Finite Radiative Electroweak Symmetry Breaking from the Bulk
Nima Arkani-Hamed, Lawrence Hall, Yasunori Nomura, David Smith, Neal Weiner
TL;DR
The paper introduces a novel radiative mechanism for electroweak symmetry breaking in a five-dimensional supersymmetric framework where a TeV-scale compact dimension sets the EWSB scale via $1/R$. By localizing the top Yukawa coupling on a Yukawa brane and breaking supersymmetry away in the bulk, the Higgs mass-squared receives a finite, negative radiative correction dominated by top-quark KK propagation across the bulk, with the quadratic divergence effectively cut off at the scale $D \sim R$. The resulting Higgs mass is naturally lighter than the KK and superpartner spectrum ($m_H \sim 0.2/R$) and largely insensitive to ultraviolet details, enabling $R^{-1}$ in the 2–3 TeV range. The authors provide explicit models with local and non-local SUSY breaking, compute the KK spectra and the radiatively induced $m_{H_u}^2$, and discuss phenomenology including LSP nature and distinctive collider signatures such as highly ionizing tracks and events with two Higgs bosons plus missing energy.
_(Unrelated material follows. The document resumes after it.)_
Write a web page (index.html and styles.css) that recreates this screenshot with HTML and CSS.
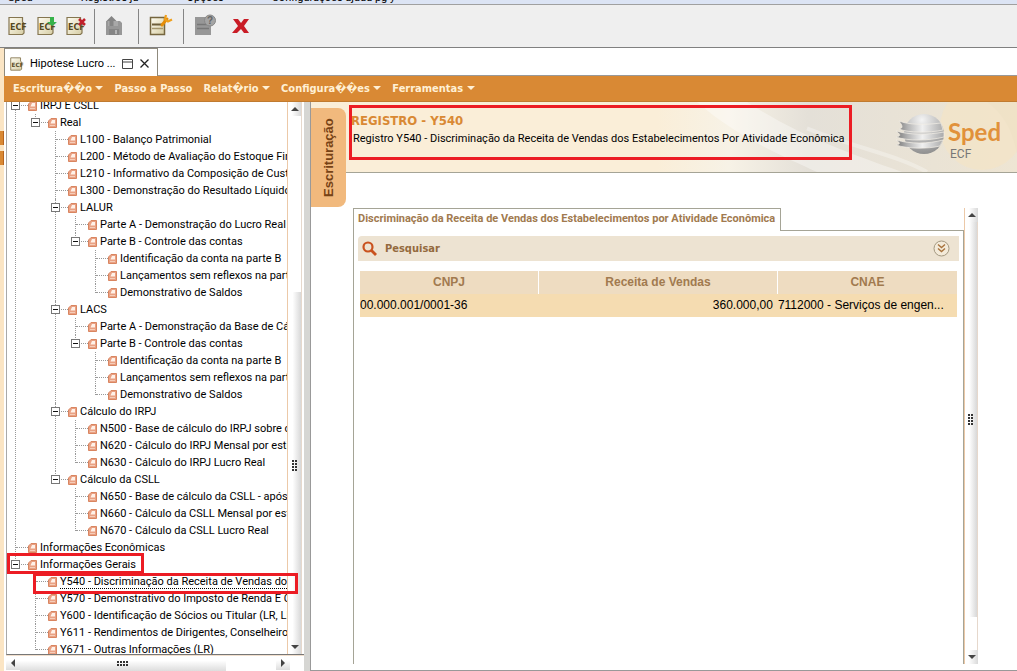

This framework links EWSB to the geometry of extra dimensions and offers concrete, testable predictions at TeV-scale colliders.
Abstract
A new physical origin for electroweak symmetry breaking is proposed, involving compact spatial dimensions of scale 1/R \approx 1 TeV. The higher dimensional theory is supersymmetric, and hence requires the top-quark Yukawa coupling to be localized on some ``Yukawa brane'' in the bulk. The short distance divergence in the Higgs-boson mass is regulated because supersymmetry is unbroken in the vicinity of this Yukawa brane. A finite, negative Higgs mass-squared is generated radiatively by the top-quark supermultiplet propagating a distance of order R from the Yukawa brane to probe supersymmetry breaking. The physics of electroweak symmetry breaking is therefore closely related to this top propagation across the bulk, and is dominated by the mass scale 1/R, with exponential insensitivity to higher energy scales. The masses of the superpartners and the Kaluza-Klein resonances are also set by the mass scale 1/R, which is naturally larger than the W boson mass by a loop factor. Explicit models are constructed which are highly constrained and predictive. The finite radiative correction to the Higgs mass is computed, and the Higgs sector briefly explored. The superpartner and Kaluza-Klein resonance spectra are calculated, and the problem of flavor violation from squark and slepton exchange is solved. Important collider signatures include highly ionizing charged tracks from stable top squarks, and events with two Higgs bosons and missing transverse energy.